Silicon Cochlea Mimics Human Hearing

Low-power, multichannel listening device could put computers closer to perceiving the world the way we do

3 min read

Silicon Cochlea Mimics Human Hearing
Photo: Katherine Bourzac

Cameras and audio equipment are getting better all the time, but mostly through brute force: more pixels, more sensors, and better post-processing. Mammalian eyes and ears beat them handily when it comes to efficiency and the ability to only focus on what’s interesting or important.

Neuromorphic engineers, who try to mimic the strengths of biological systems in manmade ones, have made big strides in recent years, especially with vision. Researchers have made machine-vision systems that only take pictures of moving objects, for example. Instead of taking many images at a steady, predetermined rate, these kinds of cameras monitor for changes in a scene and only record those. This strategy, called event-based sampling, saves a lot of energy and can also enable higher resolution.

One example is a silicon retina made by Tobi Delbrück of the Institute for Neuroinformatics in Zurich; it was used as the eyes in a robotic soccer goalie. This design, made in 2007, has a 3-millisecond reaction time.

Last week, at the IEEE International Solid-State Circuits Conference in San Francisco, another group showed how this approach can also work for hearing. Shih-Chii Liu, co-leader of the Sensors Group at the Institute of Neuroinformatics, described a silicon cochlea that uses just 55 microwatts of power (three orders of magnitude less than previous versions of the system) to detect sound in a humanlike way.

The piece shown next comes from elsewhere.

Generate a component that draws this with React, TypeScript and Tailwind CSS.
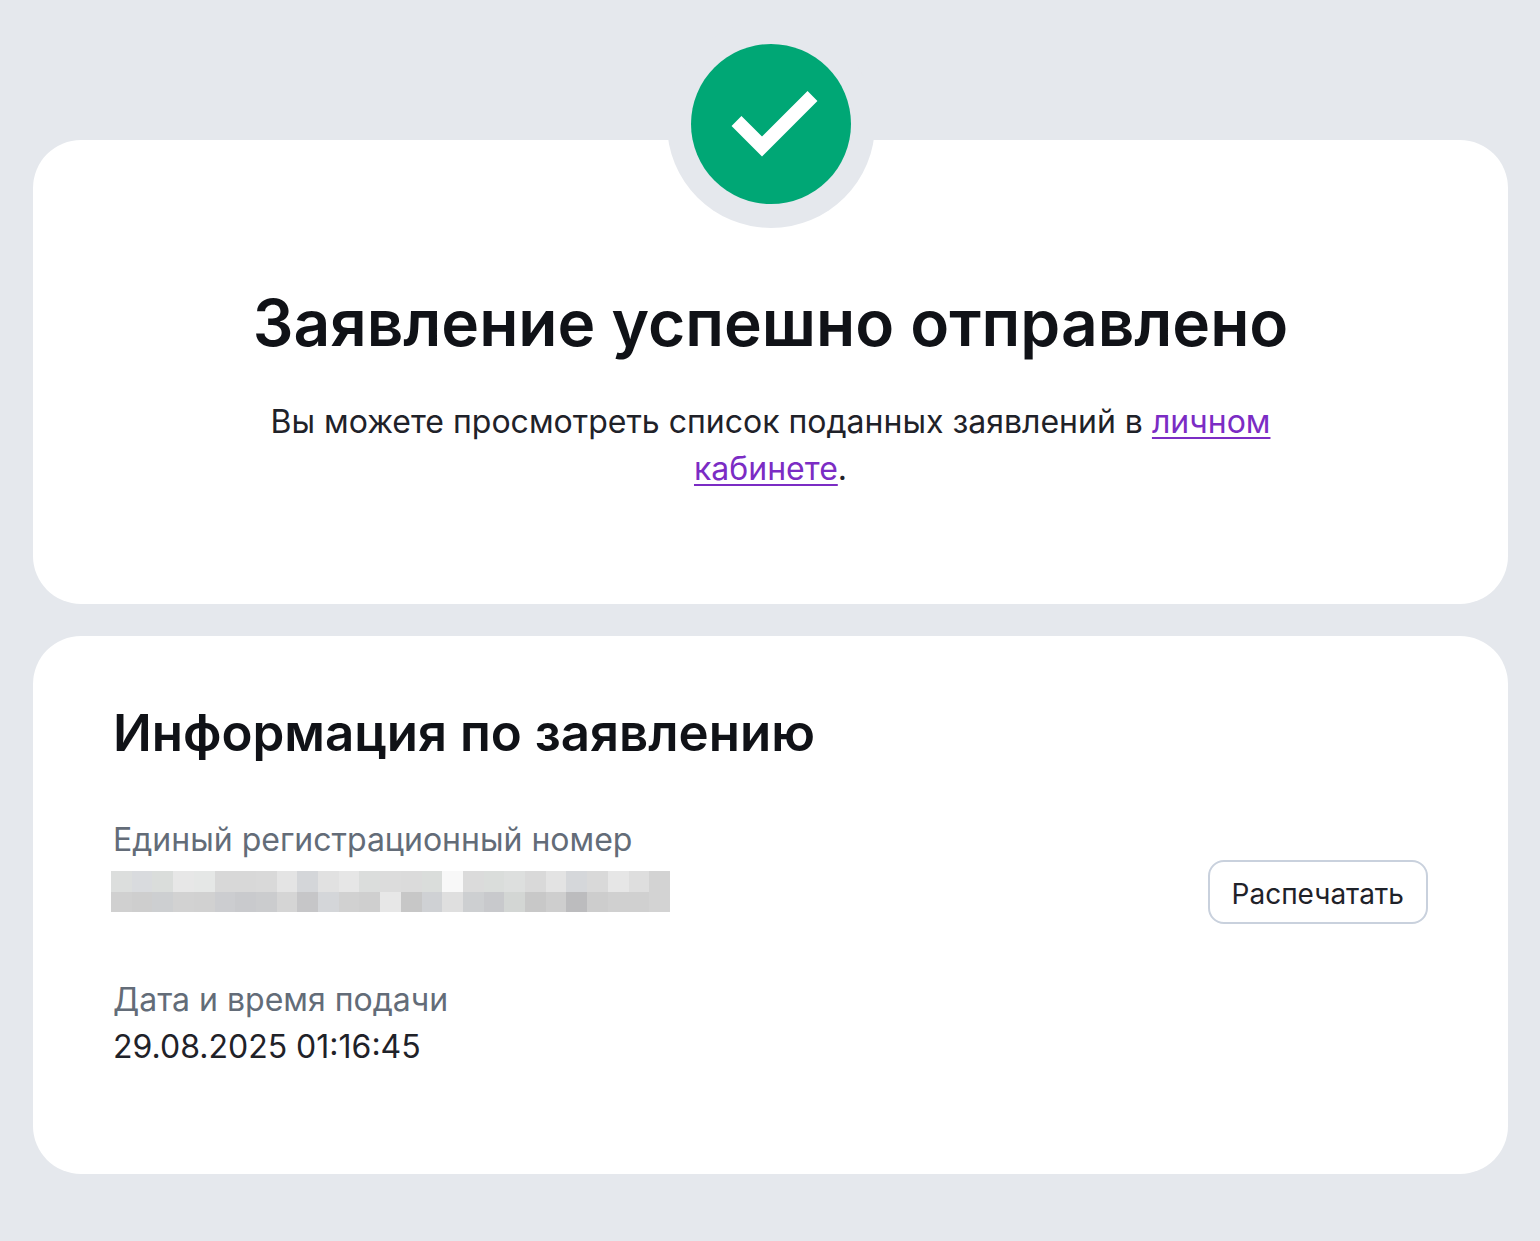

The neuromorphic auditory system uses two “ears,” with each one capable of being moved independently of the other. The difference in timing between sound waves reaching the two ears makes it possible to locate the origin of a sound, says Liu. Each silicon ear has 64 channels, which each responds to a different frequency band, from low pitches to high. These channels mimic the cells in the human cochlea, which also responds to different frequencies (about a thousand in the real thing).

Liu connects the silicon cochlea to her laptop and shows what it’s recording with a graph of frequency over time. When we’re quiet, there’s no activity. When one of us speaks into the microphone, there are spikes around the 100-to-200-hertz range. The other channels, ranging from 20 Hz to 20 kilohertz, are not recording.

Liu says her group and Delbruck’s are now working to integrate the silicon cochlea and retina. This could give a humanoid robot a lot more low-power smarts. Besides being more humanlike, multimodal sensing means machines will miss less of what’s going on. This is evident in the way human senses support each other. When you talk to someone in a noisy restaurant, for example, you can’t always hear her every word. But your brain fills in the missing auditory pieces with visual information gathered when you watch their lips.

The neuromorphic researchers want to integrate these smart, low-power sensors with processors running deep learning algorithms. This kind of artificial intelligence does a good job of recognizing what’s going on in an image; some versions can even generate a surprisingly accurate sentence describing a scene. Neural networks excel at understanding and generating speech, too. Combining neuromorphic engineering with deep learning could yield computers that mimic human sensory perception better than ever before.

Asked whether this advance would someday help humans who are deaf or hard of hearing, Liu said the current design wouldn’t work for cochlear implants, so that is not an application her group is pursuing. She notes that although it could work in theory, it would probably involve some fundamental changes in hearing aid design that might cost so much to implement that the ultimate payoff would not be worth the effort.

This post was corrected on 4 April to clarify Liu’s name and affiliation.